WORK REQUIRED: All of the material below is to be restated word for word, apart from the pictures.

DATASET SECTION:

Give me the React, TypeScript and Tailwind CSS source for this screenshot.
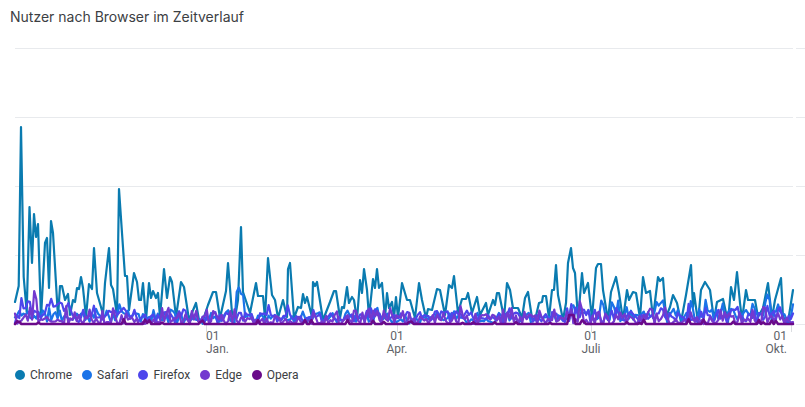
const chrome: [number, number][] = [
  [15,302],[18.7,286],[21,127],[23.7,277],[26.7,312],[29.5,207],[32,263],[34,214],[36,237],[38,224],[41,318],[45,243],[47,238],[49,288],[51,221],[53,233],[58,317],[60,286],[62,286],[65,300],[68,294],[70,315],[73,300],[75,302],[77,288],[79,289],[81,277],[83,288],[86,317],[89,284],[92,289],[94,248],[97,293],[101,307],[103,315],[105,283],[109,248],[111,285],[113,289],[117,315],[119,189],[122,233],[125,276],[127,276],[129,310],[134,273],[137,282],[139,300],[141,300],[143,283],[146,320],[149,283],[151,298],[153,291],[156,298],[158,293],[160,317],[164,269],[167,298],[170,277],[172,282],[176,317],[181,282],[184,287],[189,320],[196,303],[199,320],[203,320],[208,305],[213,292],[216,292],[220,318],[226,291],[228,263],[232,313],[235,318],[238,300],[241,227],[243,292],[250,313],[256,283],[258,296],[263,296],[265,318],[268,258],[272,295],[275,300],[278,318],[283,300],[287,317],[288,269],[290,263],[294,318],[298,307],[301,308],[303,294],[305,303],[307,297],[312,317],[313,282],[315,286],[317,282],[323,320],[330,302],[334,291],[336,291],[340,318],[342,307],[344,308],[347,287],[349,303],[352,297],[354,300],[357,320],[360,280],[362,293],[364,269],[367,290],[369,317],[373,279],[375,288],[377,269],[379,288],[382,283],[385,318],[387,293],[389,308],[392,302],[394,318],[396,297],[398,318],[402,283],[407,300],[410,300],[415,318],[419,283],[422,300],[426,318],[428,309],[432,310],[437,289],[440,290],[445,315],[449,285],[452,288],[454,276],[458,313],[462,299],[466,299],[468,293],[472,313],[477,297],[480,315],[486,303],[488,315],[493,300],[495,305],[497,293],[499,293],[504,318],[507,283],[510,290],[513,308],[518,308],[522,318],[525,298],[528,292],[532,318],[535,320],[539,303],[542,302],[543,296],[546,296],[549,318],[552,290],[554,290],[556,265],[558,295],[563,320],[566,303],[568,263],[571,248],[573,268],[575,273],[578,320],[582,273],[584,293],[588,283],[592,318],[596,268],[598,264],[601,264],[603,290],[608,320],[611,292],[616,277],[619,293],[623,320],[627,290],[629,300],[633,292],[636,293],[640,318],[643,277],[646,293],[650,291],[653,318],[658,277],[660,281],[663,278],[666,317],[670,307],[673,295],[677,303],[681,322],[686,295],[691,265],[693,307],[694,293],[698,322],[701,290],[705,282],[710,290],[714,320],[717,302],[723,299],[728,322],[731,287],[734,300],[737,272],[740,303],[742,320],[746,290],[748,300],[755,300],[758,317],[763,308],[768,283],[772,318],[775,300],[781,278],[783,317],[788,322],[793,290],
];

function rng(seed: number) {
  let a = seed;
  return () => {
    a = (a + 0x6d2b79f5) | 0;
    let t = Math.imul(a ^ (a >>> 15), 1 | a);
    t = (t + Math.imul(t ^ (t >>> 7), 61 | t)) ^ t;
    return ((t ^ (t >>> 14)) >>> 0) / 4294967296;
  };
}

function chromeHeight(x: number) {
  for (let i = 1; i < chrome.length; i++) {
    if (x <= chrome[i][0]) {
      const [x0, y0] = chrome[i - 1];
      const [x1, y1] = chrome[i];
      return 324 - (y0 + ((y1 - y0) * (x - x0)) / (x1 - x0));
    }
  }
  return 20;
}

const STEP = 778 / 365;
function series(seed: number, f: (h: number, r: () => number, x: number) => number) {
  const r = rng(seed);
  const out: string[] = [];
  for (let i = 0; i <= 365; i++) {
    const x = 15 + i * STEP;
    const h = Math.max(0, f(chromeHeight(x), r, x));
    out.push(`${x.toFixed(1)},${(324 - h).toFixed(1)}`);
  }
  return out.join(" ");
}

const capped = (h: number) => Math.min(h, 50);
const safari = series(11, (h, r, x) => {
  const late = x > 600 ? 1.7 : 1;
  return (r() * 6 + capped(h) * 0.3 * r()) * late + (x > 236 && x < 244 ? 22 : 0) + (x > 764 && x < 770 ? 12 : 0) + (x > 570 && x < 586 ? 10 : 0);
});
const firefox = series(23, (h, r, x) => r() * 9 + capped(h) * 0.28 * r() + (x > 20 && x < 30 ? 8 : 0) + (x > 50 && x < 72 ? 8 : 0));
const edge = series(37, (h, r, x) => r() * r() * 20 + (x > 34 && x < 38 ? 24 : 0) + (x > 578 && x < 584 ? 10 : 0));
const opera = series(51, (h, r, x) => {
  const v = r();
  if (x > 568 && x < 574) return 9;
  return v < 0.09 ? 1 + r() * 4 : 0;
});

const gridYs = [48, 117, 186, 255, 324];
const labelFont = "Roboto, sans-serif";
const ticks: { x: number; lx: number; anchor: "start" | "middle" | "end"; month: string }[] = [
  { x: 206, lx: 206, anchor: "start", month: "Jan." },
  { x: 397, lx: 397, anchor: "middle", month: "Apr." },
  { x: 591, lx: 591, anchor: "middle", month: "Juli" },
  { x: 791, lx: 787, anchor: "end", month: "Okt." },
];

const legend = [
  { name: "Chrome", dot: "bg-[#0a7bb0]" },
  { name: "Safari", dot: "bg-[#1a73e8]" },
  { name: "Firefox", dot: "bg-[#4d46ec]" },
  { name: "Edge", dot: "bg-[#7339cf]" },
  { name: "Opera", dot: "bg-[#6a0a8a]" },
];

export default function App() {
  return (
    <div className="w-[805px] h-[407px] bg-white overflow-hidden">
      <h2 className="pl-[10px] pt-[7px] h-[40px] text-[14px] leading-[20px] font-normal text-[#3c4043] font-['Inter',sans-serif]">
        Nutzer nach Browser im Zeitverlauf
      </h2>
      <svg width="805" height="320" viewBox="0 40 805 320" className="block">
        {gridYs.map((y) => (
          <g key={y} stroke="#e8eaed" strokeWidth="1">
            <line x1="15" x2="793" y1={y + 0.5} y2={y + 0.5} />
            <line x1="796" x2="805" y1={y + 0.5} y2={y + 0.5} />
          </g>
        ))}
        {ticks.map((t) => (
          <g key={t.month}>
            <line x1={t.x + 0.5} x2={t.x + 0.5} y1="325" y2="332" stroke="#dadce0" />
            <text x={t.lx} y="340" textAnchor={t.anchor} fontSize="12" fill="#5f6368" fontFamily={labelFont}>01</text>
            <text x={t.lx} y="353" textAnchor={t.anchor} fontSize="12" fill="#5f6368" fontFamily={labelFont}>{t.month}</text>
          </g>
        ))}
        <g fill="none" strokeLinejoin="round" strokeLinecap="round" strokeWidth="2.2">
          <polyline points={chrome.map((p) => p.join(",")).join(" ")} stroke="#0a7bb0" />
          <polyline points={safari} stroke="#1a73e8" />
          <polyline points={firefox} stroke="#4d46ec" />
          <polyline points={edge} stroke="#7339cf" />
          <polyline points={opera} stroke="#6a0a8a" strokeWidth="2.6" />
        </g>
      </svg>
      <div className="flex items-center gap-[10px] pl-[15px] mt-[5px] h-[20px] text-[12px] text-[#3c4043] font-['Roboto',sans-serif]">
        {legend.map((l) => (
          <div key={l.name} className="flex items-center gap-[5px]">
            <span className={`w-[10px] h-[10px] rounded-full ${l.dot}`} />
            <span>{l.name}</span>
          </div>
        ))}
      </div>
    </div>
  );
}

SOLUTION FOR THIS EXERCISE:
Give me the React, TypeScript and Tailwind CSS source for this screenshot.
const chrome: [number, number][] = [
  [15,302],[18.7,286],[21,127],[23.7,277],[26.7,312],[29.5,207],[32,263],[34,214],[36,237],[38,224],[41,318],[45,243],[47,238],[49,288],[51,221],[53,233],[58,317],[60,286],[62,286],[65,300],[68,294],[70,315],[73,300],[75,302],[77,288],[79,289],[81,277],[83,288],[86,317],[89,284],[92,289],[94,248],[97,293],[101,307],[103,315],[105,283],[109,248],[111,285],[113,289],[117,315],[119,189],[122,233],[125,276],[127,276],[129,310],[134,273],[137,282],[139,300],[141,300],[143,283],[146,320],[149,283],[151,298],[153,291],[156,298],[158,293],[160,317],[164,269],[167,298],[170,277],[172,282],[176,317],[181,282],[184,287],[189,320],[196,303],[199,320],[203,320],[208,305],[213,292],[216,292],[220,318],[226,291],[228,263],[232,313],[235,318],[238,300],[241,227],[243,292],[250,313],[256,283],[258,296],[263,296],[265,318],[268,258],[272,295],[275,300],[278,318],[283,300],[287,317],[288,269],[290,263],[294,318],[298,307],[301,308],[303,294],[305,303],[307,297],[312,317],[313,282],[315,286],[317,282],[323,320],[330,302],[334,291],[336,291],[340,318],[342,307],[344,308],[347,287],[349,303],[352,297],[354,300],[357,320],[360,280],[362,293],[364,269],[367,290],[369,317],[373,279],[375,288],[377,269],[379,288],[382,283],[385,318],[387,293],[389,308],[392,302],[394,318],[396,297],[398,318],[402,283],[407,300],[410,300],[415,318],[419,283],[422,300],[426,318],[428,309],[432,310],[437,289],[440,290],[445,315],[449,285],[452,288],[454,276],[458,313],[462,299],[466,299],[468,293],[472,313],[477,297],[480,315],[486,303],[488,315],[493,300],[495,305],[497,293],[499,293],[504,318],[507,283],[510,290],[513,308],[518,308],[522,318],[525,298],[528,292],[532,318],[535,320],[539,303],[542,302],[543,296],[546,296],[549,318],[552,290],[554,290],[556,265],[558,295],[563,320],[566,303],[568,263],[571,248],[573,268],[575,273],[578,320],[582,273],[584,293],[588,283],[592,318],[596,268],[598,264],[601,264],[603,290],[608,320],[611,292],[616,277],[619,293],[623,320],[627,290],[629,300],[633,292],[636,293],[640,318],[643,277],[646,293],[650,291],[653,318],[658,277],[660,281],[663,278],[666,317],[670,307],[673,295],[677,303],[681,322],[686,295],[691,265],[693,307],[694,293],[698,322],[701,290],[705,282],[710,290],[714,320],[717,302],[723,299],[728,322],[731,287],[734,300],[737,272],[740,303],[742,320],[746,290],[748,300],[755,300],[758,317],[763,308],[768,283],[772,318],[775,300],[781,278],[783,317],[788,322],[793,290],
];

function rng(seed: number) {
  let a = seed;
  return () => {
    a = (a + 0x6d2b79f5) | 0;
    let t = Math.imul(a ^ (a >>> 15), 1 | a);
    t = (t + Math.imul(t ^ (t >>> 7), 61 | t)) ^ t;
    return ((t ^ (t >>> 14)) >>> 0) / 4294967296;
  };
}

function chromeHeight(x: number) {
  for (let i = 1; i < chrome.length; i++) {
    if (x <= chrome[i][0]) {
      const [x0, y0] = chrome[i - 1];
      const [x1, y1] = chrome[i];
      return 324 - (y0 + ((y1 - y0) * (x - x0)) / (x1 - x0));
    }
  }
  return 20;
}

const STEP = 778 / 365;
function series(seed: number, f: (h: number, r: () => number, x: number) => number) {
  const r = rng(seed);
  const out: string[] = [];
  for (let i = 0; i <= 365; i++) {
    const x = 15 + i * STEP;
    const h = Math.max(0, f(chromeHeight(x), r, x));
    out.push(`${x.toFixed(1)},${(324 - h).toFixed(1)}`);
  }
  return out.join(" ");
}

const capped = (h: number) => Math.min(h, 50);
const safari = series(11, (h, r, x) => {
  const late = x > 600 ? 1.7 : 1;
  return (r() * 6 + capped(h) * 0.3 * r()) * late + (x > 236 && x < 244 ? 22 : 0) + (x > 764 && x < 770 ? 12 : 0) + (x > 570 && x < 586 ? 10 : 0);
});
const firefox = series(23, (h, r, x) => r() * 9 + capped(h) * 0.28 * r() + (x > 20 && x < 30 ? 8 : 0) + (x > 50 && x < 72 ? 8 : 0));
const edge = series(37, (h, r, x) => r() * r() * 20 + (x > 34 && x < 38 ? 24 : 0) + (x > 578 && x < 584 ? 10 : 0));
const opera = series(51, (h, r, x) => {
  const v = r();
  if (x > 568 && x < 574) return 9;
  return v < 0.09 ? 1 + r() * 4 : 0;
});

const gridYs = [48, 117, 186, 255, 324];
const labelFont = "Roboto, sans-serif";
const ticks: { x: number; lx: number; anchor: "start" | "middle" | "end"; month: string }[] = [
  { x: 206, lx: 206, anchor: "start", month: "Jan." },
  { x: 397, lx: 397, anchor: "middle", month: "Apr." },
  { x: 591, lx: 591, anchor: "middle", month: "Juli" },
  { x: 791, lx: 787, anchor: "end", month: "Okt." },
];

const legend = [
  { name: "Chrome", dot: "bg-[#0a7bb0]" },
  { name: "Safari", dot: "bg-[#1a73e8]" },
  { name: "Firefox", dot: "bg-[#4d46ec]" },
  { name: "Edge", dot: "bg-[#7339cf]" },
  { name: "Opera", dot: "bg-[#6a0a8a]" },
];

export default function App() {
  return (
    <div className="w-[805px] h-[407px] bg-white overflow-hidden">
      <h2 className="pl-[10px] pt-[7px] h-[40px] text-[14px] leading-[20px] font-normal text-[#3c4043] font-['Inter',sans-serif]">
        Nutzer nach Browser im Zeitverlauf
      </h2>
      <svg width="805" height="320" viewBox="0 40 805 320" className="block">
        {gridYs.map((y) => (
          <g key={y} stroke="#e8eaed" strokeWidth="1">
            <line x1="15" x2="793" y1={y + 0.5} y2={y + 0.5} />
            <line x1="796" x2="805" y1={y + 0.5} y2={y + 0.5} />
          </g>
        ))}
        {ticks.map((t) => (
          <g key={t.month}>
            <line x1={t.x + 0.5} x2={t.x + 0.5} y1="325" y2="332" stroke="#dadce0" />
            <text x={t.lx} y="340" textAnchor={t.anchor} fontSize="12" fill="#5f6368" fontFamily={labelFont}>01</text>
            <text x={t.lx} y="353" textAnchor={t.anchor} fontSize="12" fill="#5f6368" fontFamily={labelFont}>{t.month}</text>
          </g>
        ))}
        <g fill="none" strokeLinejoin="round" strokeLinecap="round" strokeWidth="2.2">
          <polyline points={chrome.map((p) => p.join(",")).join(" ")} stroke="#0a7bb0" />
          <polyline points={safari} stroke="#1a73e8" />
          <polyline points={firefox} stroke="#4d46ec" />
          <polyline points={edge} stroke="#7339cf" />
          <polyline points={opera} stroke="#6a0a8a" strokeWidth="2.6" />
        </g>
      </svg>
      <div className="flex items-center gap-[10px] pl-[15px] mt-[5px] h-[20px] text-[12px] text-[#3c4043] font-['Roboto',sans-serif]">
        {legend.map((l) => (
          <div key={l.name} className="flex items-center gap-[5px]">
            <span className={`w-[10px] h-[10px] rounded-full ${l.dot}`} />
            <span>{l.name}</span>
          </div>
        ))}
      </div>
    </div>
  );
}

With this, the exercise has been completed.